▶ _WHAT NEEDS TO BE DONE_
Please retype the data in full and exactly; the pictures are not part of the copy.

▶ _DATASET EXCERPT_
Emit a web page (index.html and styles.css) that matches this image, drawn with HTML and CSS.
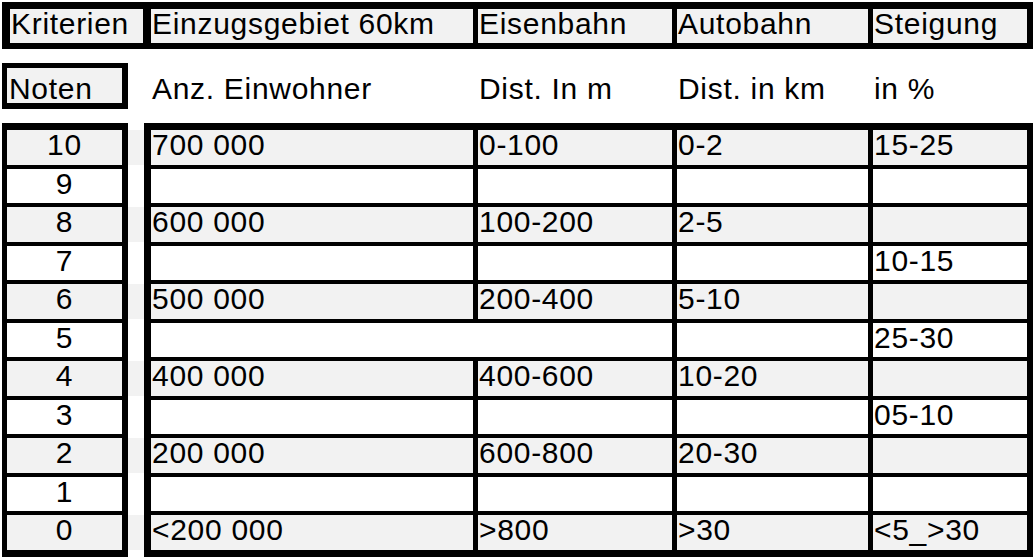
FILE: index.html
```html
<!DOCTYPE html>
<html lang="de">
<head>
<meta charset="utf-8">
<title>Kriterien</title>
<link rel="stylesheet" href="styles.css">
</head>
<body>
<div class="page">
  <div class="header">
    <div class="hcell first">Kriterien</div>
    <div class="hcell">Einzugsgebiet 60km</div>
    <div class="hcell">Eisenbahn</div>
    <div class="hcell">Autobahn</div>
    <div class="hcell">Steigung</div>
  </div>

  <div class="units">
    <div class="noten">Noten</div>
    <div class="labels">
      <div class="label">Anz. Einwohner</div>
      <div class="label">Dist. In m</div>
      <div class="label">Dist. in km</div>
      <div class="label">in %</div>
    </div>
  </div>

  <div class="body">
    <div class="scores">
      <div class="score g">10</div>
      <div class="score">9</div>
      <div class="score g">8</div>
      <div class="score">7</div>
      <div class="score g">6</div>
      <div class="score">5</div>
      <div class="score g">4</div>
      <div class="score">3</div>
      <div class="score g">2</div>
      <div class="score">1</div>
      <div class="score g">0</div>
    </div>
    <div class="spacer">
      <div class="stripe g"></div><div class="stripe"></div>
      <div class="stripe g"></div><div class="stripe"></div>
      <div class="stripe g"></div><div class="stripe"></div>
      <div class="stripe g"></div><div class="stripe"></div>
      <div class="stripe g"></div><div class="stripe"></div>
      <div class="stripe g"></div>
    </div>
    <div class="grid">
      <div class="c g">700 000</div><div class="c g">0-100</div><div class="c g">0-2</div><div class="c g">15-25</div>
      <div class="c"></div><div class="c"></div><div class="c"></div><div class="c"></div>
      <div class="c g">600 000</div><div class="c g">100-200</div><div class="c g">2-5</div><div class="c g"></div>
      <div class="c"></div><div class="c"></div><div class="c"></div><div class="c">10-15</div>
      <div class="c g">500 000</div><div class="c g">200-400</div><div class="c g">5-10</div><div class="c g"></div>
      <div class="c span2"></div><div class="c"></div><div class="c">25-30</div>
      <div class="c g">400 000</div><div class="c g">400-600</div><div class="c g">10-20</div><div class="c g"></div>
      <div class="c"></div><div class="c"></div><div class="c"></div><div class="c">05-10</div>
      <div class="c g">200 000</div><div class="c g">600-800</div><div class="c g">20-30</div><div class="c g"></div>
      <div class="c"></div><div class="c"></div><div class="c"></div><div class="c"></div>
      <div class="c g">&lt;200 000</div><div class="c g">&gt;800</div><div class="c g">&gt;30</div><div class="c g">&lt;5_&gt;30</div>
    </div>
  </div>
</div>
</body>
</html>
```

FILE: styles.css
```css
html, body {
  margin: 0;
  padding: 0;
  background: #ffffff;
}

body {
  font-family: "Liberation Sans", Arial, sans-serif;
  font-size: 30px;
  letter-spacing: 0.7px;
  color: #000000;
}

.page {
  display: flex;
  flex-direction: column;
  gap: 14px;
  padding: 2px 0 0 2px;
  width: 1031px;
}

/* header row */
.header {
  display: grid;
  grid-template-columns: 136px 322px 194px 191px 154px;
  column-gap: 5px;
  background: #000000;
  padding: 7px 6px 6px 8px;
}

.hcell {
  background: #f2f2f2;
  height: 34px;
  line-height: 29px;
  padding-left: 1px;
  white-space: nowrap;
}

.hcell.first {
  margin-right: 3px;
}

/* units row */
.units {
  display: flex;
  height: 46px;
}

.noten {
  background: #f2f2f2;
  border-style: solid;
  border-color: #000000;
  border-width: 5px 6px 6px 5px;
  padding: 6px 0 0 2px;
  box-sizing: border-box;
  width: 126px;
  line-height: 29px;
}

.labels {
  display: grid;
  grid-template-columns: 322px 194px 191px 154px;
  column-gap: 5px;
  margin-left: 23px;
  padding-top: 11px;
  line-height: 29px;
}

.label {
  padding-left: 1px;
  white-space: nowrap;
}

/* body table */
.body {
  display: flex;
  height: 434px;
}

.scores {
  width: 126px;
  box-sizing: border-box;
  background: #000000;
  padding: 7px 6px 7px 5px;
  display: grid;
  grid-template-rows: repeat(11, 1fr);
  row-gap: 4px;
}

.score {
  background: #ffffff;
  text-align: center;
  line-height: 29px;
}

.spacer {
  width: 16px;
  padding: 7px 0;
  box-sizing: border-box;
  display: grid;
  grid-template-rows: repeat(11, 1fr);
  row-gap: 4px;
}

.stripe {
  background: #ffffff;
}

.grid {
  width: 889px;
  box-sizing: border-box;
  background: #000000;
  padding: 7px 6px 7px 7px;
  display: grid;
  grid-template-columns: 322px 194px 191px 154px;
  grid-template-rows: repeat(11, 1fr);
  column-gap: 5px;
  row-gap: 4px;
}

.c {
  background: #ffffff;
  padding-left: 1px;
  line-height: 29px;
  white-space: nowrap;
}

.span2 {
  grid-column: span 2;
}

.g {
  background: #f2f2f2;
}
```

▶ _FULL SOLUTION_
Emit a web page (index.html and styles.css) that matches this image, drawn with HTML and CSS.
FILE: index.html
```html
<!DOCTYPE html>
<html lang="de">
<head>
<meta charset="utf-8">
<title>Kriterien</title>
<link rel="stylesheet" href="styles.css">
</head>
<body>
<div class="page">
  <div class="header">
    <div class="hcell first">Kriterien</div>
    <div class="hcell">Einzugsgebiet 60km</div>
    <div class="hcell">Eisenbahn</div>
    <div class="hcell">Autobahn</div>
    <div class="hcell">Steigung</div>
  </div>

  <div class="units">
    <div class="noten">Noten</div>
    <div class="labels">
      <div class="label">Anz. Einwohner</div>
      <div class="label">Dist. In m</div>
      <div class="label">Dist. in km</div>
      <div class="label">in %</div>
    </div>
  </div>

  <div class="body">
    <div class="scores">
      <div class="score g">10</div>
      <div class="score">9</div>
      <div class="score g">8</div>
      <div class="score">7</div>
      <div class="score g">6</div>
      <div class="score">5</div>
      <div class="score g">4</div>
      <div class="score">3</div>
      <div class="score g">2</div>
      <div class="score">1</div>
      <div class="score g">0</div>
    </div>
    <div class="spacer">
      <div class="stripe g"></div><div class="stripe"></div>
      <div class="stripe g"></div><div class="stripe"></div>
      <div class="stripe g"></div><div class="stripe"></div>
      <div class="stripe g"></div><div class="stripe"></div>
      <div class="stripe g"></div><div class="stripe"></div>
      <div class="stripe g"></div>
    </div>
    <div class="grid">
      <div class="c g">700 000</div><div class="c g">0-100</div><div class="c g">0-2</div><div class="c g">15-25</div>
      <div class="c"></div><div class="c"></div><div class="c"></div><div class="c"></div>
      <div class="c g">600 000</div><div class="c g">100-200</div><div class="c g">2-5</div><div class="c g"></div>
      <div class="c"></div><div class="c"></div><div class="c"></div><div class="c">10-15</div>
      <div class="c g">500 000</div><div class="c g">200-400</div><div class="c g">5-10</div><div class="c g"></div>
      <div class="c span2"></div><div class="c"></div><div class="c">25-30</div>
      <div class="c g">400 000</div><div class="c g">400-600</div><div class="c g">10-20</div><div class="c g"></div>
      <div class="c"></div><div class="c"></div><div class="c"></div><div class="c">05-10</div>
      <div class="c g">200 000</div><div class="c g">600-800</div><div class="c g">20-30</div><div class="c g"></div>
      <div class="c"></div><div class="c"></div><div class="c"></div><div class="c"></div>
      <div class="c g">&lt;200 000</div><div class="c g">&gt;800</div><div class="c g">&gt;30</div><div class="c g">&lt;5_&gt;30</div>
    </div>
  </div>
</div>
</body>
</html>
```

FILE: styles.css
```css
html, body {
  margin: 0;
  padding: 0;
  background: #ffffff;
}

body {
  font-family: "Liberation Sans", Arial, sans-serif;
  font-size: 30px;
  letter-spacing: 0.7px;
  color: #000000;
}

.page {
  display: flex;
  flex-direction: column;
  gap: 14px;
  padding: 2px 0 0 2px;
  width: 1031px;
}

/* header row */
.header {
  display: grid;
  grid-template-columns: 136px 322px 194px 191px 154px;
  column-gap: 5px;
  background: #000000;
  padding: 7px 6px 6px 8px;
}

.hcell {
  background: #f2f2f2;
  height: 34px;
  line-height: 29px;
  padding-left: 1px;
  white-space: nowrap;
}

.hcell.first {
  margin-right: 3px;
}

/* units row */
.units {
  display: flex;
  height: 46px;
}

.noten {
  background: #f2f2f2;
  border-style: solid;
  border-color: #000000;
  border-width: 5px 6px 6px 5px;
  padding: 6px 0 0 2px;
  box-sizing: border-box;
  width: 126px;
  line-height: 29px;
}

.labels {
  display: grid;
  grid-template-columns: 322px 194px 191px 154px;
  column-gap: 5px;
  margin-left: 23px;
  padding-top: 11px;
  line-height: 29px;
}

.label {
  padding-left: 1px;
  white-space: nowrap;
}

/* body table */
.body {
  display: flex;
  height: 434px;
}

.scores {
  width: 126px;
  box-sizing: border-box;
  background: #000000;
  padding: 7px 6px 7px 5px;
  display: grid;
  grid-template-rows: repeat(11, 1fr);
  row-gap: 4px;
}

.score {
  background: #ffffff;
  text-align: center;
  line-height: 29px;
}

.spacer {
  width: 16px;
  padding: 7px 0;
  box-sizing: border-box;
  display: grid;
  grid-template-rows: repeat(11, 1fr);
  row-gap: 4px;
}

.stripe {
  background: #ffffff;
}

.grid {
  width: 889px;
  box-sizing: border-box;
  background: #000000;
  padding: 7px 6px 7px 7px;
  display: grid;
  grid-template-columns: 322px 194px 191px 154px;
  grid-template-rows: repeat(11, 1fr);
  column-gap: 5px;
  row-gap: 4px;
}

.c {
  background: #ffffff;
  padding-left: 1px;
  line-height: 29px;
  white-space: nowrap;
}

.span2 {
  grid-column: span 2;
}

.g {
  background: #f2f2f2;
}
```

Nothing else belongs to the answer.